Di Curzio Vivarelli
Preferisco percorrere le vie e le stradine in lungo e in largo tanto per farmi un'idea il più possibile completa e riassuntiva di un luogo. Leggevo in una prosa del solito scanzonato Giorgio Albertazzi che lui, già studente di liceo classico e laureato in architettura, detesta il cimelio e io mi trovavo d'accordo con lui già prima di leggerlo perché a mia volta detesto l'aria greve dei musei. Non entro nemmeno nei caffè o nei bar e più che altro giro e rigiro per le strade alla ricerca di quelli che io nomino, senza pretese letterarie certo, gli "angoli di poesia", quei posti spesso di pochi metri quadrati dai quali girando il capo sui vari punti cardinali vedi uno spettacolo completo, muto e di sola visione poetica.
Nella via assolata di Camaiore, che è poi la circonvallazione meridionale alla quale pervenivo dopo aver traversato le scarne vie del piccolo centro trovai il mio "angolo di poesia": alzai gli occhi e vidi sopra la fila delle modestissime casette sbrecciate colle grondaie storte, i battenti delle finestre sverniciati e fuori squadra, vedevo dunque le colline carducciane, il palazzo patrizio e, dietro di esso, la cattedrale, o meglio il campanile di essa con la copertura a scodella rovesciata che io chiamo, nella mia imperizia di girovago senza precise cognizioni d'arte "copertura alla livornese", perché lo ho vista sempre nei campanili della costa livornese, oltre che immortalata nel trittico di Gerardo Dottori.
Bella visione! E io, il "veditore" volli poi andar a scoprire cosa c'era in questa cattedrale romanica di cittadina modesta.
Vidi ben poco di speciale. Già mi impressiono poco di mio nei musei o nelle cattedrali veronesi che pure ammiro. Ma il poco che qui c'era mi colpì per la sua semplice bellezza.
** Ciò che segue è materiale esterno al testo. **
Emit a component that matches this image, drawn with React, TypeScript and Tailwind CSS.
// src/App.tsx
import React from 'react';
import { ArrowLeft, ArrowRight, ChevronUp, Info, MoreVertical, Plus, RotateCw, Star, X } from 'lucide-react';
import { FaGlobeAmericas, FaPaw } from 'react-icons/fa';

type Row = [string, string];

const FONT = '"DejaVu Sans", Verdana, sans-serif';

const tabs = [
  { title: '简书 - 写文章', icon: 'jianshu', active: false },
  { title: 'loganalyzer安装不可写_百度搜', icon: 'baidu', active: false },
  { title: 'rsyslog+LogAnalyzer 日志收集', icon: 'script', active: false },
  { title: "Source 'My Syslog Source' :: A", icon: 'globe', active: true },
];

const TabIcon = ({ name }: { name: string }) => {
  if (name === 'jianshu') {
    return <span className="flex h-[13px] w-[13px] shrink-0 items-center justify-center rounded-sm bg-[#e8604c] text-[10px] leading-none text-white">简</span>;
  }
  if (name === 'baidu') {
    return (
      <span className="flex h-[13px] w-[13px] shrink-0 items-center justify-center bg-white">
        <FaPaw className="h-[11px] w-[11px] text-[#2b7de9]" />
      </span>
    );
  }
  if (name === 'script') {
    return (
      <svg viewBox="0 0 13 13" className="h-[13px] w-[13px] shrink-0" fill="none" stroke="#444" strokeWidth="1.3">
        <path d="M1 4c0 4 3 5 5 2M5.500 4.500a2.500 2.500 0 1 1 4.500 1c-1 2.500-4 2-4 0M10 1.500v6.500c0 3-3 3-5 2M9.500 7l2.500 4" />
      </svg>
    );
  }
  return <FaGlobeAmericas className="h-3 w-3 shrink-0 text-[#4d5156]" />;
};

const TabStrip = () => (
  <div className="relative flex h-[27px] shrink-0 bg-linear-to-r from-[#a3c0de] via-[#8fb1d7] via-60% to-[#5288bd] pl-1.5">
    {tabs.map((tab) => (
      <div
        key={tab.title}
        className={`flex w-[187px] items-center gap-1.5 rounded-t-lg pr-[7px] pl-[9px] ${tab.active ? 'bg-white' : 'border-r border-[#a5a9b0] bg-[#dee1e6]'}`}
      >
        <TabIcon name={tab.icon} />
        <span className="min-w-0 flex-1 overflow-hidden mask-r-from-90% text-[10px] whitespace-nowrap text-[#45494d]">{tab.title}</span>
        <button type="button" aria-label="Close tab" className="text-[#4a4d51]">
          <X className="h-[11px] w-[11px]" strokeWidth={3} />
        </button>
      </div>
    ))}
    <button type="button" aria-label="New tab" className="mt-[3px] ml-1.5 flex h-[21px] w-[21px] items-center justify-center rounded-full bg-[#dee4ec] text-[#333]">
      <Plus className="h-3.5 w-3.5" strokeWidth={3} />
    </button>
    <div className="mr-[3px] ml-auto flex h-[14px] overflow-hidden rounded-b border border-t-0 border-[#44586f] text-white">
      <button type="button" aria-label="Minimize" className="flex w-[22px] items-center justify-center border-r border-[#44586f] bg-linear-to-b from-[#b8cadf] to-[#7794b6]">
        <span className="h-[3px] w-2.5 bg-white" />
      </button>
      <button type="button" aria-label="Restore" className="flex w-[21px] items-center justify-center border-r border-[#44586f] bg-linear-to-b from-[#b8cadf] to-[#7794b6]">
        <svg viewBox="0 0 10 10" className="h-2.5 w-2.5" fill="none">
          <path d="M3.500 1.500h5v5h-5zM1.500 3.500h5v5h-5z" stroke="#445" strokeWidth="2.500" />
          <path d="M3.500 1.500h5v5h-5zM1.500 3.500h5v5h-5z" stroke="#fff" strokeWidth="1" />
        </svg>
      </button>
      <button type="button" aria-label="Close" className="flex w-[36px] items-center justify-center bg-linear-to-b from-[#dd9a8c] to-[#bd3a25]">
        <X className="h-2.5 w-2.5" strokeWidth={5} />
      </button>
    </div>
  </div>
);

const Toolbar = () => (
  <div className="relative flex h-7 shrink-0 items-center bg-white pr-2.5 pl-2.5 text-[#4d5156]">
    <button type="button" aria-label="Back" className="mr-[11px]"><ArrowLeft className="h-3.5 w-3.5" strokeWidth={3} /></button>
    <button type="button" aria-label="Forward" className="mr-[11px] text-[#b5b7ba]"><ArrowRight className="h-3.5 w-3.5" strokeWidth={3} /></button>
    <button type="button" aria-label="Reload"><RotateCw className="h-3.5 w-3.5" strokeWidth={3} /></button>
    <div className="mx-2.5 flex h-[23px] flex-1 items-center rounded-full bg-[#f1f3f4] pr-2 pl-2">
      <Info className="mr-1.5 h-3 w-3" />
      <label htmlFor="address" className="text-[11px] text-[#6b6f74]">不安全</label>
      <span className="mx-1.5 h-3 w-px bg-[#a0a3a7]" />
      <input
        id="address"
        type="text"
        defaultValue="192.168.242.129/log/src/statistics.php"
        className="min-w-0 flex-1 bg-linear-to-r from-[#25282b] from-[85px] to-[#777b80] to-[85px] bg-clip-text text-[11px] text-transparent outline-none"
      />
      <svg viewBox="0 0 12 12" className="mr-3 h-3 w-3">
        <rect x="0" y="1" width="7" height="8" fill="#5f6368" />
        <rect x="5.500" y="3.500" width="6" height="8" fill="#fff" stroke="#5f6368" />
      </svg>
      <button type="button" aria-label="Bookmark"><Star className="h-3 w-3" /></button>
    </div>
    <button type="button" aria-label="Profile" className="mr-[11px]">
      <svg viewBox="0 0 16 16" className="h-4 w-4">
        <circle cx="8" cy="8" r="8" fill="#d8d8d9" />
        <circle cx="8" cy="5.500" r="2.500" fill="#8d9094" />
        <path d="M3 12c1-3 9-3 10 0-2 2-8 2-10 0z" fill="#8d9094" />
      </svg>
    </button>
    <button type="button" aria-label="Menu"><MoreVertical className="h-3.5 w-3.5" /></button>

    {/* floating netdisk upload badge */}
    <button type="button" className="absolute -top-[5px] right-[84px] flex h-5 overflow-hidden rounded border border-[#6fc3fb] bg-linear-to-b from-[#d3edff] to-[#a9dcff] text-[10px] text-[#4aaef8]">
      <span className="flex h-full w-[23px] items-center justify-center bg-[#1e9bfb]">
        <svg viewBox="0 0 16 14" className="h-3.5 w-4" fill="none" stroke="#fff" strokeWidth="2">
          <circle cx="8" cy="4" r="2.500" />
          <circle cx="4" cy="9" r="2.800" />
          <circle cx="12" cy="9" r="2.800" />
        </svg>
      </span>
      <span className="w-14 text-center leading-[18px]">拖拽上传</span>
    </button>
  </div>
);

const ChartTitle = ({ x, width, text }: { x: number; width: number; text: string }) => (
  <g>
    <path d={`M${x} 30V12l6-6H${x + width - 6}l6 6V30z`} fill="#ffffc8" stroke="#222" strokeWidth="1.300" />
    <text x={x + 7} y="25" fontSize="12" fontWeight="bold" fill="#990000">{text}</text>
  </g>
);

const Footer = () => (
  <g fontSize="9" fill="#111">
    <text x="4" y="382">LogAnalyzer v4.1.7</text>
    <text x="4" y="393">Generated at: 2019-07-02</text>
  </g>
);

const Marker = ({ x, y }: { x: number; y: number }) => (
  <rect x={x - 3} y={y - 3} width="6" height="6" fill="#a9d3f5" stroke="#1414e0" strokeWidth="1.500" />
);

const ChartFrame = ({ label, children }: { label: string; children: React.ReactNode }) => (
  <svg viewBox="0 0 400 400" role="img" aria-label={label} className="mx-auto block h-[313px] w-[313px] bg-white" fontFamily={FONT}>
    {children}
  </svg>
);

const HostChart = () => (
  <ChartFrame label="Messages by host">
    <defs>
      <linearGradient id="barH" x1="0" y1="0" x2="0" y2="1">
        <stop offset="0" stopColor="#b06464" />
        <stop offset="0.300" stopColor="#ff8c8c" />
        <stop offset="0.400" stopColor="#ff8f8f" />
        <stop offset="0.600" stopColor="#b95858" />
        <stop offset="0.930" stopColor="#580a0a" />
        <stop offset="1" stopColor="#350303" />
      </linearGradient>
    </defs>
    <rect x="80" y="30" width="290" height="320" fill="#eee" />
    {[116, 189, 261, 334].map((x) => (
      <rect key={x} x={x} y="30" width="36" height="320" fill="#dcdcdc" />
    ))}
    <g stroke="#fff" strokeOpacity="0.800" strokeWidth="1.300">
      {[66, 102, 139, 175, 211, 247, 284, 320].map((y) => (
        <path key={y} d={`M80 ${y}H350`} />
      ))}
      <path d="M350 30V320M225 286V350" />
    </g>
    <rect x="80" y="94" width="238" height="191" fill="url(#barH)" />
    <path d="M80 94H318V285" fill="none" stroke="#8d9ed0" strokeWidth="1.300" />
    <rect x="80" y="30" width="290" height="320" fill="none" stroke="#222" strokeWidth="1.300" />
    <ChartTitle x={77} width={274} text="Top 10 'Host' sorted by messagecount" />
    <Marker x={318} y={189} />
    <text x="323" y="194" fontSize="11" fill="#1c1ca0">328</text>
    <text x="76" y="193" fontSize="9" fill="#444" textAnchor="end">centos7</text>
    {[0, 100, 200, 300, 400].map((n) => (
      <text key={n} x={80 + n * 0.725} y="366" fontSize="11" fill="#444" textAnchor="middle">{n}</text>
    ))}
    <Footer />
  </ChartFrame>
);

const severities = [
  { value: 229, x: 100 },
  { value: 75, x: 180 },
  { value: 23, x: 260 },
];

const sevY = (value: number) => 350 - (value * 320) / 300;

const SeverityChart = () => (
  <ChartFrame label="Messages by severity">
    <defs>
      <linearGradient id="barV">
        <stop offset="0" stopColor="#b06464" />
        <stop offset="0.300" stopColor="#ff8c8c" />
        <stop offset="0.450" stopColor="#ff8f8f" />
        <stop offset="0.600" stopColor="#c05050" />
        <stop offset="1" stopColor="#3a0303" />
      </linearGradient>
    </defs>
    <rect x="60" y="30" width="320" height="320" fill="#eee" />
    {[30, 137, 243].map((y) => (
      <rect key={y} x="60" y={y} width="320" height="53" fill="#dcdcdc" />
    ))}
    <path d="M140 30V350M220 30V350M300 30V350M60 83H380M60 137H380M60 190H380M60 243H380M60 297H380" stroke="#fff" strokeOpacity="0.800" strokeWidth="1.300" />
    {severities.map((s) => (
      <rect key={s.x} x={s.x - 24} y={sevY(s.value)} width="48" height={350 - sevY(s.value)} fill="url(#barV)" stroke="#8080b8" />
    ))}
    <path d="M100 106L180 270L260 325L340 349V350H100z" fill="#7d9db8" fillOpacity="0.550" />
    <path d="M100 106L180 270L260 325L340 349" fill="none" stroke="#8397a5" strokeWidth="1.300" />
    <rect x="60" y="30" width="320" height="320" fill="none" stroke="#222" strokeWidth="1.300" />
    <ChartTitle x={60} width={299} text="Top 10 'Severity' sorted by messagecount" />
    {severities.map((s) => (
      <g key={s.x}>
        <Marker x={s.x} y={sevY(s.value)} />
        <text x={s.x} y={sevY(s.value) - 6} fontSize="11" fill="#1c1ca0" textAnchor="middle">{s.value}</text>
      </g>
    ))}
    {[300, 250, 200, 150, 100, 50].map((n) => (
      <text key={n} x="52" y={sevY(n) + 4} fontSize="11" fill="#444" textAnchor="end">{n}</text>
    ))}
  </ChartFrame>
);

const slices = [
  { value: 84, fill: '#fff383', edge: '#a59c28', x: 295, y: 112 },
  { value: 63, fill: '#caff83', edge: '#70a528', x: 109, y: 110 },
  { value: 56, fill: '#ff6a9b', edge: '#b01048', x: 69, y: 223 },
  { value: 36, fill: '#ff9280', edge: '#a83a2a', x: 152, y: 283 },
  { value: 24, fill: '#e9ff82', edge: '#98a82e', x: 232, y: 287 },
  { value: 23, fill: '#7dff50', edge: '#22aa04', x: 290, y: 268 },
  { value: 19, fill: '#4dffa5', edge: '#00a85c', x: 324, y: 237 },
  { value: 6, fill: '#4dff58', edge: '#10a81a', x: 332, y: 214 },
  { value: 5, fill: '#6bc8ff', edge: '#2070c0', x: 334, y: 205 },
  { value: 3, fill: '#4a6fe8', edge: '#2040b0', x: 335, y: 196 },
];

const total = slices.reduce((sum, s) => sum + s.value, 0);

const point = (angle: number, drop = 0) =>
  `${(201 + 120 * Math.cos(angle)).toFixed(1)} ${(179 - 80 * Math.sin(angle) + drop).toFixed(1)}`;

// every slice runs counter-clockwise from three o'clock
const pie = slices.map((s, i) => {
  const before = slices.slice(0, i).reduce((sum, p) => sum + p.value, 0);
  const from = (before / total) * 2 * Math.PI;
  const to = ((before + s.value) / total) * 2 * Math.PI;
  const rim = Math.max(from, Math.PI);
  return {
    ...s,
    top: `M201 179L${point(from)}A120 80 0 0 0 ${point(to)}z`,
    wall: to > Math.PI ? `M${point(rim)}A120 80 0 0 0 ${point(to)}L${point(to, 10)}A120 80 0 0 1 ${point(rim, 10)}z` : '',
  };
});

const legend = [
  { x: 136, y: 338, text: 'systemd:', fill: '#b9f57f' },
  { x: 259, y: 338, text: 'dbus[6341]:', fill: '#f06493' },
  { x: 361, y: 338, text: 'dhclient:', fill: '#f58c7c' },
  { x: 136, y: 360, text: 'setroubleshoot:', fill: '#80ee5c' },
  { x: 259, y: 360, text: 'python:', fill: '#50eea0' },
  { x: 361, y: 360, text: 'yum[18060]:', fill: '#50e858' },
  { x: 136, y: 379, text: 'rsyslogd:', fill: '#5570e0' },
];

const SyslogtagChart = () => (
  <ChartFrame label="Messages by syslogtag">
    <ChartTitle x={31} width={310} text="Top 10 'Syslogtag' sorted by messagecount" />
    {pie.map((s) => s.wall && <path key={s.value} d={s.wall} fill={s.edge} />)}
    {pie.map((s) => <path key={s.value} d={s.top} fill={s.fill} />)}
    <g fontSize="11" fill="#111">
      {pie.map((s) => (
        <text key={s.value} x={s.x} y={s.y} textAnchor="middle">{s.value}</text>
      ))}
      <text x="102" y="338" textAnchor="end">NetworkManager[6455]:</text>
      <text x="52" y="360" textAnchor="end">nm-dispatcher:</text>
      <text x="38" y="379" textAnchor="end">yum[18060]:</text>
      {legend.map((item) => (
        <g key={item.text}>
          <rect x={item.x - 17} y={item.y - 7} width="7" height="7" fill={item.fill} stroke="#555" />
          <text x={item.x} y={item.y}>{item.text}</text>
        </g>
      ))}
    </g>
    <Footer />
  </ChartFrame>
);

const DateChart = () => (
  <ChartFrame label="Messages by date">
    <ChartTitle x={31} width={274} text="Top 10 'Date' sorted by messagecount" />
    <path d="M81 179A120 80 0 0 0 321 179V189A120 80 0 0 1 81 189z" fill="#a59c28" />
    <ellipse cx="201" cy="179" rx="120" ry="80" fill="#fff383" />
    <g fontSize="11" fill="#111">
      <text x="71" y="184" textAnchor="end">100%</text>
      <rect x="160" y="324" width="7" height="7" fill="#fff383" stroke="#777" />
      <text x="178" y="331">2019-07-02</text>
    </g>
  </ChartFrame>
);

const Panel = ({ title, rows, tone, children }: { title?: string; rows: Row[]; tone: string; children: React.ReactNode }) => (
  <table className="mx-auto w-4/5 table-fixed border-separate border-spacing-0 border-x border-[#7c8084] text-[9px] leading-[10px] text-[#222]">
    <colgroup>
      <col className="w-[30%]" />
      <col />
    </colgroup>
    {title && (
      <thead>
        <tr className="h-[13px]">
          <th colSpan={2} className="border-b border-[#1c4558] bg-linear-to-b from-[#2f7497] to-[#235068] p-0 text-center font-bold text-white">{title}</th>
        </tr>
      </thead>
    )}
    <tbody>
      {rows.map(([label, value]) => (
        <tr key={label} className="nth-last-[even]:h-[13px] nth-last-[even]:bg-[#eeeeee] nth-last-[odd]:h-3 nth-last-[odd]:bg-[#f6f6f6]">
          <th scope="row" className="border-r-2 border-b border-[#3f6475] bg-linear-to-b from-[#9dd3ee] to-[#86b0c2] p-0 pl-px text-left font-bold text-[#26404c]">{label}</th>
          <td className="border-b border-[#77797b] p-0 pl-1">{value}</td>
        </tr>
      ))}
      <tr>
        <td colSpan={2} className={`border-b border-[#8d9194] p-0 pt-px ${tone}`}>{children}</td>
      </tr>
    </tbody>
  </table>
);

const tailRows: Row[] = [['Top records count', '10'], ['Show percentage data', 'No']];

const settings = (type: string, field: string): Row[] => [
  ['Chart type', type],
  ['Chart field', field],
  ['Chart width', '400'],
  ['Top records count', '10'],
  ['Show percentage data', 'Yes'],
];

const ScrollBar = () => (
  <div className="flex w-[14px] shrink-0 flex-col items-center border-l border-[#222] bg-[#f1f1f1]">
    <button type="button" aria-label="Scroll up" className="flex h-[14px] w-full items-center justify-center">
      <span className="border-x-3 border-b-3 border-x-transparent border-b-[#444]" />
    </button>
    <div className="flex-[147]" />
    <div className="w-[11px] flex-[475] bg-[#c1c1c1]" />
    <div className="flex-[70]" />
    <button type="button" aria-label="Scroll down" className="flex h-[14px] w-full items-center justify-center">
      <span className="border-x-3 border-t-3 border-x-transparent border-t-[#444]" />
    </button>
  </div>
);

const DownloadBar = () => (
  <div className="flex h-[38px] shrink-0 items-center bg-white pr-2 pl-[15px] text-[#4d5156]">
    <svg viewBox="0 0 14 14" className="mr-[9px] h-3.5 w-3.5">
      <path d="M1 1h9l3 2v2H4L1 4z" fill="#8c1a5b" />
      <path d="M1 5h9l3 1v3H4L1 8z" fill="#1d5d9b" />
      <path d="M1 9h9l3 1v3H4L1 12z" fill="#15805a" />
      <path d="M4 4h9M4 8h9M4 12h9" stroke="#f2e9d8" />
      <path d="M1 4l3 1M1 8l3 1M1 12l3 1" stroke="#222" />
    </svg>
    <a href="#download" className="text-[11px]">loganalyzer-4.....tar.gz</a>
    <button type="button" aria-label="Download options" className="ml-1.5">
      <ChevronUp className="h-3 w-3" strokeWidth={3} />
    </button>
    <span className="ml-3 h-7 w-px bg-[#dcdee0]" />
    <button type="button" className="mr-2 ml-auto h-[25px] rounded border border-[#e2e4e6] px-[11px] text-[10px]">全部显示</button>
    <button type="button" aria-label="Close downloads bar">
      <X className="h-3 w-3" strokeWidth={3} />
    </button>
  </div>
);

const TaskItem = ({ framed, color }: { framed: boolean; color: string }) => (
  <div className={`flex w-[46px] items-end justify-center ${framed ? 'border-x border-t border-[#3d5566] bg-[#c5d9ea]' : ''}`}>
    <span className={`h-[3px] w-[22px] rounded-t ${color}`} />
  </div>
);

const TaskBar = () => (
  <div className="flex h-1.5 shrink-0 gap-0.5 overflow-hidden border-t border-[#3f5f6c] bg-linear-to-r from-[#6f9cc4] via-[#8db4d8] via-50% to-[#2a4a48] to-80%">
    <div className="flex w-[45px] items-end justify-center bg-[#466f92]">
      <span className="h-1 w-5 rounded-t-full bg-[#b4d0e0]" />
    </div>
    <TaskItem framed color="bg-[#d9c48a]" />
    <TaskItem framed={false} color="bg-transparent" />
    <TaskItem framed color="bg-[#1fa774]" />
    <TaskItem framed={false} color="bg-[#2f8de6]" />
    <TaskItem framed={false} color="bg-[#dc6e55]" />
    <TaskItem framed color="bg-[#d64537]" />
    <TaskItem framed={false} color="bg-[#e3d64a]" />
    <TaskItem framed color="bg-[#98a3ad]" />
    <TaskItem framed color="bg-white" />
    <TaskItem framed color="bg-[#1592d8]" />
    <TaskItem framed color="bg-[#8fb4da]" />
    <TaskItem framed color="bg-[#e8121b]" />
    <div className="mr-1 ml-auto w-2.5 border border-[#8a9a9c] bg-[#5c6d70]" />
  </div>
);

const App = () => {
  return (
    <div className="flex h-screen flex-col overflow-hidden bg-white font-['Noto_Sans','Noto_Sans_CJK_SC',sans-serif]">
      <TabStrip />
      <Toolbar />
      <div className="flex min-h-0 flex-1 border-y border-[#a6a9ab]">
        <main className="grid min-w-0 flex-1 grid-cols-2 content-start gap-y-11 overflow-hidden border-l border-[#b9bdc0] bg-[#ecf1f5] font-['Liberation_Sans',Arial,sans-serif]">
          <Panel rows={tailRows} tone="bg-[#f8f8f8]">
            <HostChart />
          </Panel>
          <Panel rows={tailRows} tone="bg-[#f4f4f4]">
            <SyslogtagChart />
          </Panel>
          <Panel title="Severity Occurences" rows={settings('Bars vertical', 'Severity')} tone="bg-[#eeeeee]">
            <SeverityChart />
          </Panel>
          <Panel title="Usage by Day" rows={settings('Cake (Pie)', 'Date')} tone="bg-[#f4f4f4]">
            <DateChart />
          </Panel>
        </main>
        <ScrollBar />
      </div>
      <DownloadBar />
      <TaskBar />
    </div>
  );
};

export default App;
La vasca per l'immersione rituale degli infanti, vigilata da un crocifisso in ottone e con ad un dipresso un bel marmo bianco istoriato che forse faceva da altare. E poi vidi e fotografai poco lontano dalla vaschetta, fatta pel primo nuoto mistico dei neonati, un "bamboccio", ovvero la statuetta d'un santo con il bastone pastorale. La fattura mi parve di medioevo e per questo lo chiamo "bamboccio": non era ancora iniziata a Firenze la Rinascita con l'imitazione dei modelli greci, e gli scultori paesani di statue dovevano arrangiare delle immagini che riuscissero in un qualche modo a colpire l'immaginazione. Di qui il fatto che questi "bambocci" abbiano nella loro scarna fattura la loro espressività ed una bellezza timida che li rende ancora più vicini al cuore.
Uscii dalla cattedrale, non lessi nemmeno le targhette o i foglietti volanti per non alterare le mie impressioni immediate. L'erudizione è necessaria, qualche volta però è perniciosa e qui nel mio caso lo era. Tornai per le vie strette e in ombra verso la circonvallazione meridionale.